Collected material:

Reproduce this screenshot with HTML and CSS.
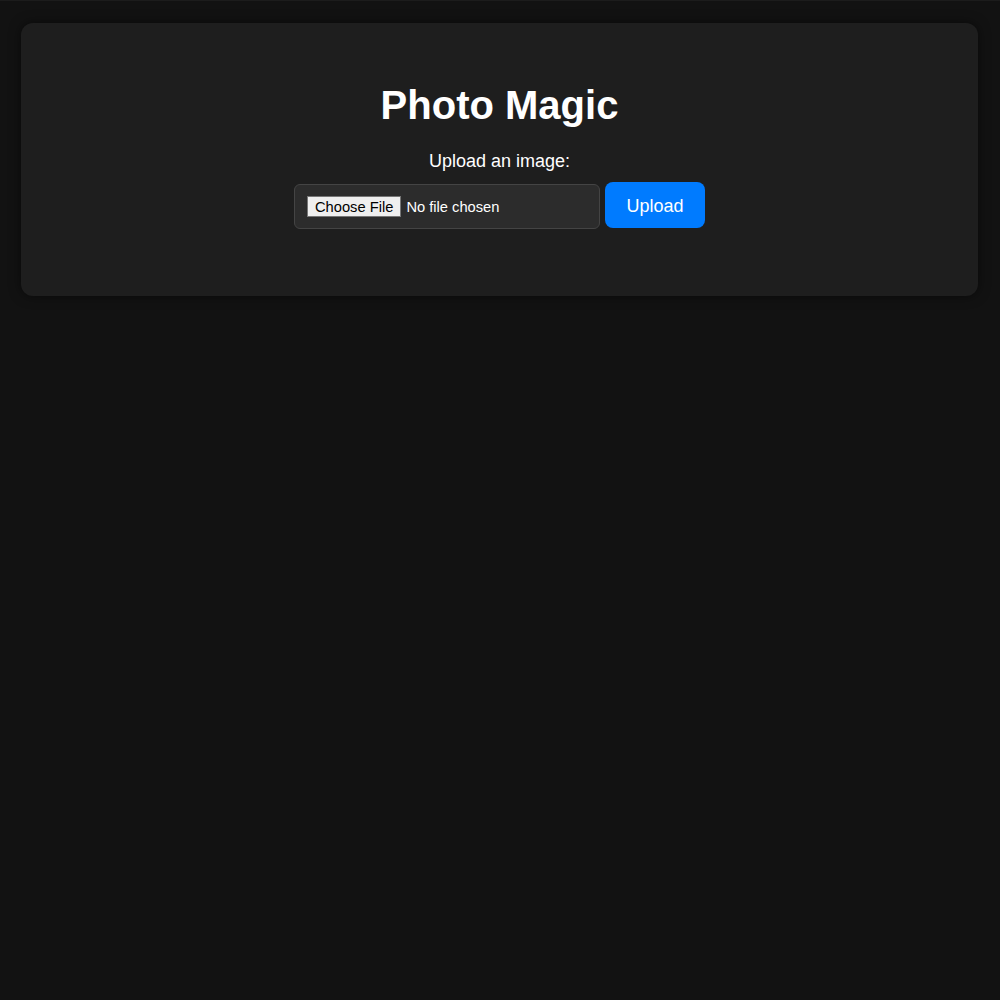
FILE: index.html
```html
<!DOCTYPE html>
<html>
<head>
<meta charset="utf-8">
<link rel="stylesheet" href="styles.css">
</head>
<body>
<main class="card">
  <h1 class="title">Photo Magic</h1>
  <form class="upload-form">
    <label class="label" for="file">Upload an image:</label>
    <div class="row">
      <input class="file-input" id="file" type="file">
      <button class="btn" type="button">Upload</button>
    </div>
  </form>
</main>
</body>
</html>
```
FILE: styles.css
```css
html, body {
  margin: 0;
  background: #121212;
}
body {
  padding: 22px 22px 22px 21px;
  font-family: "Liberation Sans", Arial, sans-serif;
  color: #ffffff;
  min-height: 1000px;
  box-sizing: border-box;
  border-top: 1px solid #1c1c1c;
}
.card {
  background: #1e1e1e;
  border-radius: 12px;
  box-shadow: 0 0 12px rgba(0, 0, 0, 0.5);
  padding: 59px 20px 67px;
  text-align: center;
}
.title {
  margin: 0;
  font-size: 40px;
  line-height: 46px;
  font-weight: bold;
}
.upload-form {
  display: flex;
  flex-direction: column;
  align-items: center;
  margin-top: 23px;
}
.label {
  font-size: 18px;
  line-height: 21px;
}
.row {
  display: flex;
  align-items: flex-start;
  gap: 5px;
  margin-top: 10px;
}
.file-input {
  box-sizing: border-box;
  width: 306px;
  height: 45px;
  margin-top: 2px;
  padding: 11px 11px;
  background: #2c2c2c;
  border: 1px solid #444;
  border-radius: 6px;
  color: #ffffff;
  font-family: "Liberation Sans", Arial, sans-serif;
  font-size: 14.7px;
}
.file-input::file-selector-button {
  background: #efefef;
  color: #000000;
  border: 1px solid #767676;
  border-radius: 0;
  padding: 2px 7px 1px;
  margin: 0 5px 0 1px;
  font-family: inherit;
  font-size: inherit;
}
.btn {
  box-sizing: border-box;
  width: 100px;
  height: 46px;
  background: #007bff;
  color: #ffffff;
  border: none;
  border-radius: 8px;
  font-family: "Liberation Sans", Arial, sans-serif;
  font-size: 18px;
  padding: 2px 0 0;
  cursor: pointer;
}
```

Short problem: Repeat the data above exactly, but not the pictures.

Solution to the problem:
Reproduce this screenshot with HTML and CSS.
FILE: index.html
```html
<!DOCTYPE html>
<html>
<head>
<meta charset="utf-8">
<link rel="stylesheet" href="styles.css">
</head>
<body>
<main class="card">
  <h1 class="title">Photo Magic</h1>
  <form class="upload-form">
    <label class="label" for="file">Upload an image:</label>
    <div class="row">
      <input class="file-input" id="file" type="file">
      <button class="btn" type="button">Upload</button>
    </div>
  </form>
</main>
</body>
</html>
```
FILE: styles.css
```css
html, body {
  margin: 0;
  background: #121212;
}
body {
  padding: 22px 22px 22px 21px;
  font-family: "Liberation Sans", Arial, sans-serif;
  color: #ffffff;
  min-height: 1000px;
  box-sizing: border-box;
  border-top: 1px solid #1c1c1c;
}
.card {
  background: #1e1e1e;
  border-radius: 12px;
  box-shadow: 0 0 12px rgba(0, 0, 0, 0.5);
  padding: 59px 20px 67px;
  text-align: center;
}
.title {
  margin: 0;
  font-size: 40px;
  line-height: 46px;
  font-weight: bold;
}
.upload-form {
  display: flex;
  flex-direction: column;
  align-items: center;
  margin-top: 23px;
}
.label {
  font-size: 18px;
  line-height: 21px;
}
.row {
  display: flex;
  align-items: flex-start;
  gap: 5px;
  margin-top: 10px;
}
.file-input {
  box-sizing: border-box;
  width: 306px;
  height: 45px;
  margin-top: 2px;
  padding: 11px 11px;
  background: #2c2c2c;
  border: 1px solid #444;
  border-radius: 6px;
  color: #ffffff;
  font-family: "Liberation Sans", Arial, sans-serif;
  font-size: 14.7px;
}
.file-input::file-selector-button {
  background: #efefef;
  color: #000000;
  border: 1px solid #767676;
  border-radius: 0;
  padding: 2px 7px 1px;
  margin: 0 5px 0 1px;
  font-family: inherit;
  font-size: inherit;
}
.btn {
  box-sizing: border-box;
  width: 100px;
  height: 46px;
  background: #007bff;
  color: #ffffff;
  border: none;
  border-radius: 8px;
  font-family: "Liberation Sans", Arial, sans-serif;
  font-size: 18px;
  padding: 2px 0 0;
  cursor: pointer;
}
```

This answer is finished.